What you will do
Without the images, write out the whole listing exactly.

Data lines
— BEGIN —
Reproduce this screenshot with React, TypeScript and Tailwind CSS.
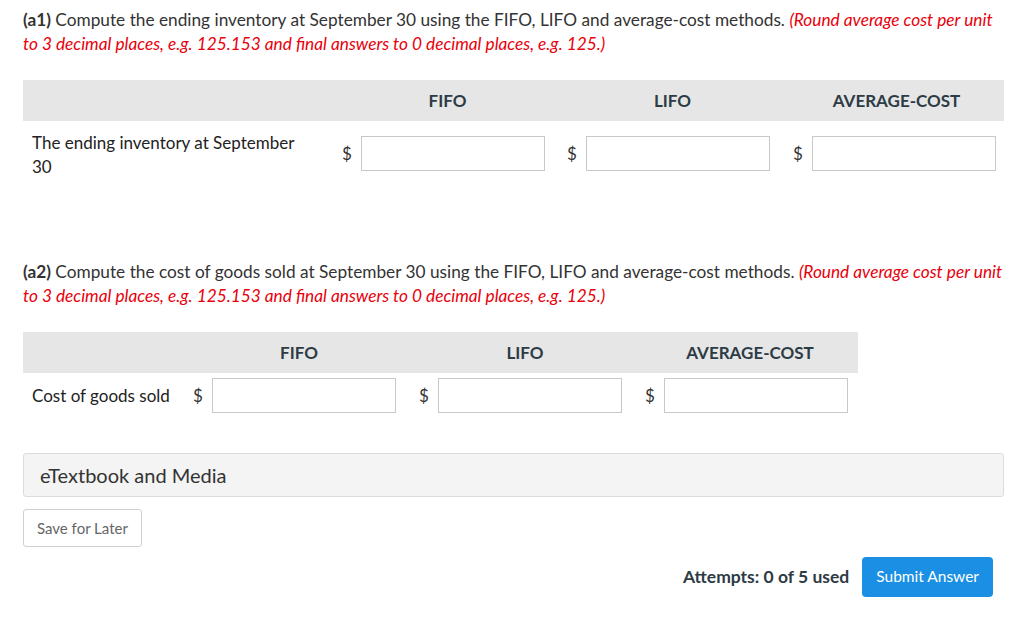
import React from 'react';

const font = { fontFamily: 'Lato, "Open Sans", sans-serif' };

function MoneyCell({ width }: { width: string }) {
  return (
    <div className={`${width} flex items-center pl-[9px]`}>
      <span className="w-[19px] text-[17px] text-[#333]">$</span>
      <input
        type="text"
        className="h-[35px] w-[184px] border border-[#c8c8c8] bg-white outline-none"
      />
    </div>
  );
}

function Instructions({ part, text }: { part: string; text: string }) {
  return (
    <p className="w-[983px] text-[17.25px] leading-[24px] text-[#333]">
      <span className="font-bold">({part})</span> {text}{' '}
      <span className="italic text-[#e8000b]">
        (Round average cost per unit to 3 decimal places, e.g. 125.153 and final answers to 0 decimal places, e.g. 125.)
      </span>
    </p>
  );
}

export default function App() {
  return (
    <div className="min-h-[623px] w-[1024px] bg-white pl-[23px] pt-2" style={font}>
      <div className="w-[981px]">
        <Instructions
          part="a1"
          text="Compute the ending inventory at September 30 using the FIFO, LIFO and average-cost methods."
        />

        {/* Table 1 */}
        <div className="mt-6 w-[981px]">
          <div className="flex h-[41px] items-center bg-[#e6e6e6] text-[17px] font-bold text-[#2d3b45]">
            <div className="w-[310px]" />
            <div className="w-[225px] pl-1 text-center">FIFO</div>
            <div className="w-[225px] pl-1 text-center">LIFO</div>
            <div className="w-[221px] pl-[6px] text-center">AVERAGE-COST</div>
          </div>
          <div className="flex items-start">
            <div className="w-[310px] pl-[9px] pr-6 pt-[10px] text-[17px] leading-[24px] text-[#222]">
              The ending inventory at September 30
            </div>
            <div className="flex pt-[15px]">
              <MoneyCell width="w-[225px]" />
              <MoneyCell width="w-[226px]" />
              <MoneyCell width="w-[220px]" />
            </div>
          </div>
        </div>

        <div className="mt-[81px]">
          <Instructions
            part="a2"
            text="Compute the cost of goods sold at September 30 using the FIFO, LIFO and average-cost methods."
          />
        </div>

        {/* Table 2 */}
        <div className="mt-6 w-[835px]">
          <div className="flex h-[41px] items-center bg-[#e6e6e6] text-[17px] font-bold text-[#2d3b45]">
            <div className="w-[161px]" />
            <div className="w-[226px] pl-1 text-center">FIFO</div>
            <div className="w-[226px] pl-1 text-center">LIFO</div>
            <div className="w-[222px] pl-[6px] text-center">AVERAGE-COST</div>
          </div>
          <div className="flex items-center pt-[5px]">
            <div className="w-[161px] pl-[9px] text-[17px] text-[#222]">Cost of goods sold</div>
            <MoneyCell width="w-[226px]" />
            <MoneyCell width="w-[226px]" />
            <MoneyCell width="w-[222px]" />
          </div>
        </div>

        <div className="mt-[40px] flex h-[44px] items-center rounded-[3px] border border-[#dcdcdc] bg-[#f4f4f4] pl-4 text-[20px] text-[#333]">
          eTextbook and Media
        </div>

        <button className="mt-3 h-[38px] rounded-[3px] border border-[#d0d0d0] bg-white px-[13px] text-[15px] text-[#666]">
          Save for Later
        </button>

        <div className="mt-[10px] flex items-center justify-end gap-[13px] pr-[11px]">
          <span className="text-[17.5px] font-bold text-[#2d3b45]">Attempts: 0 of 5 used</span>
          <button className="h-[40px] rounded-[4px] bg-[#1a8fe3] px-[14px] text-[15.5px] text-white">
            Submit Answer
          </button>
        </div>
      </div>
    </div>
  );
}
— END —
Completed exercise
Reproduce this screenshot with React, TypeScript and Tailwind CSS.
import React from 'react';

const font = { fontFamily: 'Lato, "Open Sans", sans-serif' };

function MoneyCell({ width }: { width: string }) {
  return (
    <div className={`${width} flex items-center pl-[9px]`}>
      <span className="w-[19px] text-[17px] text-[#333]">$</span>
      <input
        type="text"
        className="h-[35px] w-[184px] border border-[#c8c8c8] bg-white outline-none"
      />
    </div>
  );
}

function Instructions({ part, text }: { part: string; text: string }) {
  return (
    <p className="w-[983px] text-[17.25px] leading-[24px] text-[#333]">
      <span className="font-bold">({part})</span> {text}{' '}
      <span className="italic text-[#e8000b]">
        (Round average cost per unit to 3 decimal places, e.g. 125.153 and final answers to 0 decimal places, e.g. 125.)
      </span>
    </p>
  );
}

export default function App() {
  return (
    <div className="min-h-[623px] w-[1024px] bg-white pl-[23px] pt-2" style={font}>
      <div className="w-[981px]">
        <Instructions
          part="a1"
          text="Compute the ending inventory at September 30 using the FIFO, LIFO and average-cost methods."
        />

        {/* Table 1 */}
        <div className="mt-6 w-[981px]">
          <div className="flex h-[41px] items-center bg-[#e6e6e6] text-[17px] font-bold text-[#2d3b45]">
            <div className="w-[310px]" />
            <div className="w-[225px] pl-1 text-center">FIFO</div>
            <div className="w-[225px] pl-1 text-center">LIFO</div>
            <div className="w-[221px] pl-[6px] text-center">AVERAGE-COST</div>
          </div>
          <div className="flex items-start">
            <div className="w-[310px] pl-[9px] pr-6 pt-[10px] text-[17px] leading-[24px] text-[#222]">
              The ending inventory at September 30
            </div>
            <div className="flex pt-[15px]">
              <MoneyCell width="w-[225px]" />
              <MoneyCell width="w-[226px]" />
              <MoneyCell width="w-[220px]" />
            </div>
          </div>
        </div>

        <div className="mt-[81px]">
          <Instructions
            part="a2"
            text="Compute the cost of goods sold at September 30 using the FIFO, LIFO and average-cost methods."
          />
        </div>

        {/* Table 2 */}
        <div className="mt-6 w-[835px]">
          <div className="flex h-[41px] items-center bg-[#e6e6e6] text-[17px] font-bold text-[#2d3b45]">
            <div className="w-[161px]" />
            <div className="w-[226px] pl-1 text-center">FIFO</div>
            <div className="w-[226px] pl-1 text-center">LIFO</div>
            <div className="w-[222px] pl-[6px] text-center">AVERAGE-COST</div>
          </div>
          <div className="flex items-center pt-[5px]">
            <div className="w-[161px] pl-[9px] text-[17px] text-[#222]">Cost of goods sold</div>
            <MoneyCell width="w-[226px]" />
            <MoneyCell width="w-[226px]" />
            <MoneyCell width="w-[222px]" />
          </div>
        </div>

        <div className="mt-[40px] flex h-[44px] items-center rounded-[3px] border border-[#dcdcdc] bg-[#f4f4f4] pl-4 text-[20px] text-[#333]">
          eTextbook and Media
        </div>

        <button className="mt-3 h-[38px] rounded-[3px] border border-[#d0d0d0] bg-white px-[13px] text-[15px] text-[#666]">
          Save for Later
        </button>

        <div className="mt-[10px] flex items-center justify-end gap-[13px] pr-[11px]">
          <span className="text-[17.5px] font-bold text-[#2d3b45]">Attempts: 0 of 5 used</span>
          <button className="h-[40px] rounded-[4px] bg-[#1a8fe3] px-[14px] text-[15.5px] text-white">
            Submit Answer
          </button>
        </div>
      </div>
    </div>
  );
}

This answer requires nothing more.